Le noir de fumée s’est épaissi, englué en attendant sa dilution prochaine. Il ne sent plus le pin auquel il va peut-être redonner vie sur la page du calligraphe. Le musc et le camphre masquent la vilaine odeur de colle (viande ou poisson). Le mélange ainsi obtenu se tient en un seul morceau, solide, il est moulé sous la forme d’un bâton dont on a orné la surface lisse d’un dragon rehaussé d’or, d’un personnage en bas-relief ou encore de l’arbre qui lui a donné sa couleur.

Que l’encre chinoise se présente sous une forme solide plutôt que liquide, comme elle l’est en Occident, voilà ce qui explique qu’elle soit plus que de l’encre. Ne figure-t-elle pas, aux côtés du papier, du pinceau et de la pierre à encre, dans la liste des quatre trésors du lettré ? A ce titre, elle est une œuvre d’art.

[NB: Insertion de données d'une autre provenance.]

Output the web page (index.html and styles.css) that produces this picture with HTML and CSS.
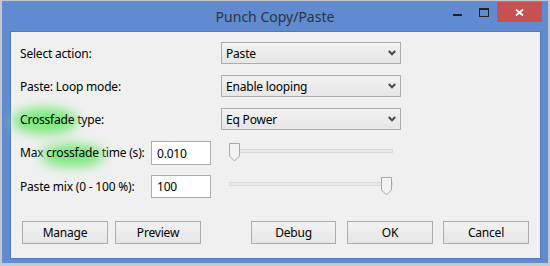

Jusqu’au XIXe siècle, l’encre des livres imprimés présente une recette simple, dont la qualité et la stabilité sautent encore aujourd’hui aux yeux de celui qui a la chance de posséder un livre ancien, voire très ancien. Liquide, elle ne nous parvient pas sous la forme de bâtons mais déjà pliée à son usage. Puis la production d’encre devient elle aussi une industrie. Les presses d’imprimerie vont désormais plus vite, on doit ajouter à l’encre colorants et autres additifs pour la rendre plus visqueuse, accélérer son séchage. Le brillant des encres modernes durera-t-il longtemps ? On est aujourd’hui bien en peine de prédire si ces textes pourront eux aussi traverser les siècles.